# Exercise:
Give the material again in full, matching it exactly.
=== Supplied data ===
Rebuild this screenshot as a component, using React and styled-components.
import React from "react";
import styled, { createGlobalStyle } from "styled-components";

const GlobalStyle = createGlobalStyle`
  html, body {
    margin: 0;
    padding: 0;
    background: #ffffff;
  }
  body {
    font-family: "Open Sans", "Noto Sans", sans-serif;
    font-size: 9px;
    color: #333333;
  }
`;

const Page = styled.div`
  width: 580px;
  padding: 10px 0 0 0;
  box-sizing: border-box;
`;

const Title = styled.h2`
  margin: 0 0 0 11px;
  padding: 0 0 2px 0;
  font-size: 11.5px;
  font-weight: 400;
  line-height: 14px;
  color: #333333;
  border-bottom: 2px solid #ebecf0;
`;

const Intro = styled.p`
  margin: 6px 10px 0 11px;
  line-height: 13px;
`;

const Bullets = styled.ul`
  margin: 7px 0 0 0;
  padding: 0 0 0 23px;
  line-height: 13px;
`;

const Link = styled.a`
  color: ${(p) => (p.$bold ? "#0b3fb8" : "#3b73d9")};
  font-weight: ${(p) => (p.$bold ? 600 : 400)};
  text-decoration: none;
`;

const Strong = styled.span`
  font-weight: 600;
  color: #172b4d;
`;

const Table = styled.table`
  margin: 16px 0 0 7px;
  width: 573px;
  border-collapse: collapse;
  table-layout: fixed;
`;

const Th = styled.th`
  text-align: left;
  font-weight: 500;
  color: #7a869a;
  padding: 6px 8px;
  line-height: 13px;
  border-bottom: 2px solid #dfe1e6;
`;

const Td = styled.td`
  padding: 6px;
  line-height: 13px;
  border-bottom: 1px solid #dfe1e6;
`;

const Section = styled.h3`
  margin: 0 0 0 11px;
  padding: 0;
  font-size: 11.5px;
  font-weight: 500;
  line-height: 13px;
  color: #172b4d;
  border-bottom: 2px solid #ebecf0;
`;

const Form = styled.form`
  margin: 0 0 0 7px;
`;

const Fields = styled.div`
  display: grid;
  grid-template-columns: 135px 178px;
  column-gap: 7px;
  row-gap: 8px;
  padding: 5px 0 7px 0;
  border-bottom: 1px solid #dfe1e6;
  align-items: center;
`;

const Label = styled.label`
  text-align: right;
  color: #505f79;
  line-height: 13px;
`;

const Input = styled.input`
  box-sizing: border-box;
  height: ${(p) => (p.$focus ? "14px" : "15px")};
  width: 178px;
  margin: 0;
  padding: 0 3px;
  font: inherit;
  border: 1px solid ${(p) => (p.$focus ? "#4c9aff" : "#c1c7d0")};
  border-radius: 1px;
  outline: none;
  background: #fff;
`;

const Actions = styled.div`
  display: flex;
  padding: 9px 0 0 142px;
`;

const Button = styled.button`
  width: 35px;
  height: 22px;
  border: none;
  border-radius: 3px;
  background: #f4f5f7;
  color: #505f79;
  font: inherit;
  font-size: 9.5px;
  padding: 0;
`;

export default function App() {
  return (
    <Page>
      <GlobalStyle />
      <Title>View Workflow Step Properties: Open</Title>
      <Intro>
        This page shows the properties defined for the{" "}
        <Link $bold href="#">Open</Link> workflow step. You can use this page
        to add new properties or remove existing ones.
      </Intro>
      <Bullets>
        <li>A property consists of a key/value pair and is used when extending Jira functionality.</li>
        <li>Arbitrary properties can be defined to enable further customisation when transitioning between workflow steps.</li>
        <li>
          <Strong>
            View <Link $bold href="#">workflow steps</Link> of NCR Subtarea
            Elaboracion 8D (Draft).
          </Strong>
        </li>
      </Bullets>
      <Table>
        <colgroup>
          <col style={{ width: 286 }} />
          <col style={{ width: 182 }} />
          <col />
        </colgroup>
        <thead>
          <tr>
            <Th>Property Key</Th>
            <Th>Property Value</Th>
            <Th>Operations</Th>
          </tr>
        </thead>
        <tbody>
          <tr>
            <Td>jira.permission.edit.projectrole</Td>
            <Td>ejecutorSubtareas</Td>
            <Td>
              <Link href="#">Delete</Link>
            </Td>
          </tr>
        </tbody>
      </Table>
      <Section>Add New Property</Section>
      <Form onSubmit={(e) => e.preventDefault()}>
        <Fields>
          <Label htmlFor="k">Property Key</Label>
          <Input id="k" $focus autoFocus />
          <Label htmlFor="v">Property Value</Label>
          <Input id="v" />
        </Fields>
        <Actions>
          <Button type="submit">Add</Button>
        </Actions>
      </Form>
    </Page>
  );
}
===
# Completed task:
Rebuild this screenshot as a component, using React and styled-components.
import React from "react";
import styled, { createGlobalStyle } from "styled-components";

const GlobalStyle = createGlobalStyle`
  html, body {
    margin: 0;
    padding: 0;
    background: #ffffff;
  }
  body {
    font-family: "Open Sans", "Noto Sans", sans-serif;
    font-size: 9px;
    color: #333333;
  }
`;

const Page = styled.div`
  width: 580px;
  padding: 10px 0 0 0;
  box-sizing: border-box;
`;

const Title = styled.h2`
  margin: 0 0 0 11px;
  padding: 0 0 2px 0;
  font-size: 11.5px;
  font-weight: 400;
  line-height: 14px;
  color: #333333;
  border-bottom: 2px solid #ebecf0;
`;

const Intro = styled.p`
  margin: 6px 10px 0 11px;
  line-height: 13px;
`;

const Bullets = styled.ul`
  margin: 7px 0 0 0;
  padding: 0 0 0 23px;
  line-height: 13px;
`;

const Link = styled.a`
  color: ${(p) => (p.$bold ? "#0b3fb8" : "#3b73d9")};
  font-weight: ${(p) => (p.$bold ? 600 : 400)};
  text-decoration: none;
`;

const Strong = styled.span`
  font-weight: 600;
  color: #172b4d;
`;

const Table = styled.table`
  margin: 16px 0 0 7px;
  width: 573px;
  border-collapse: collapse;
  table-layout: fixed;
`;

const Th = styled.th`
  text-align: left;
  font-weight: 500;
  color: #7a869a;
  padding: 6px 8px;
  line-height: 13px;
  border-bottom: 2px solid #dfe1e6;
`;

const Td = styled.td`
  padding: 6px;
  line-height: 13px;
  border-bottom: 1px solid #dfe1e6;
`;

const Section = styled.h3`
  margin: 0 0 0 11px;
  padding: 0;
  font-size: 11.5px;
  font-weight: 500;
  line-height: 13px;
  color: #172b4d;
  border-bottom: 2px solid #ebecf0;
`;

const Form = styled.form`
  margin: 0 0 0 7px;
`;

const Fields = styled.div`
  display: grid;
  grid-template-columns: 135px 178px;
  column-gap: 7px;
  row-gap: 8px;
  padding: 5px 0 7px 0;
  border-bottom: 1px solid #dfe1e6;
  align-items: center;
`;

const Label = styled.label`
  text-align: right;
  color: #505f79;
  line-height: 13px;
`;

const Input = styled.input`
  box-sizing: border-box;
  height: ${(p) => (p.$focus ? "14px" : "15px")};
  width: 178px;
  margin: 0;
  padding: 0 3px;
  font: inherit;
  border: 1px solid ${(p) => (p.$focus ? "#4c9aff" : "#c1c7d0")};
  border-radius: 1px;
  outline: none;
  background: #fff;
`;

const Actions = styled.div`
  display: flex;
  padding: 9px 0 0 142px;
`;

const Button = styled.button`
  width: 35px;
  height: 22px;
  border: none;
  border-radius: 3px;
  background: #f4f5f7;
  color: #505f79;
  font: inherit;
  font-size: 9.5px;
  padding: 0;
`;

export default function App() {
  return (
    <Page>
      <GlobalStyle />
      <Title>View Workflow Step Properties: Open</Title>
      <Intro>
        This page shows the properties defined for the{" "}
        <Link $bold href="#">Open</Link> workflow step. You can use this page
        to add new properties or remove existing ones.
      </Intro>
      <Bullets>
        <li>A property consists of a key/value pair and is used when extending Jira functionality.</li>
        <li>Arbitrary properties can be defined to enable further customisation when transitioning between workflow steps.</li>
        <li>
          <Strong>
            View <Link $bold href="#">workflow steps</Link> of NCR Subtarea
            Elaboracion 8D (Draft).
          </Strong>
        </li>
      </Bullets>
      <Table>
        <colgroup>
          <col style={{ width: 286 }} />
          <col style={{ width: 182 }} />
          <col />
        </colgroup>
        <thead>
          <tr>
            <Th>Property Key</Th>
            <Th>Property Value</Th>
            <Th>Operations</Th>
          </tr>
        </thead>
        <tbody>
          <tr>
            <Td>jira.permission.edit.projectrole</Td>
            <Td>ejecutorSubtareas</Td>
            <Td>
              <Link href="#">Delete</Link>
            </Td>
          </tr>
        </tbody>
      </Table>
      <Section>Add New Property</Section>
      <Form onSubmit={(e) => e.preventDefault()}>
        <Fields>
          <Label htmlFor="k">Property Key</Label>
          <Input id="k" $focus autoFocus />
          <Label htmlFor="v">Property Value</Label>
          <Input id="v" />
        </Fields>
        <Actions>
          <Button type="submit">Add</Button>
        </Actions>
      </Form>
    </Page>
  );
}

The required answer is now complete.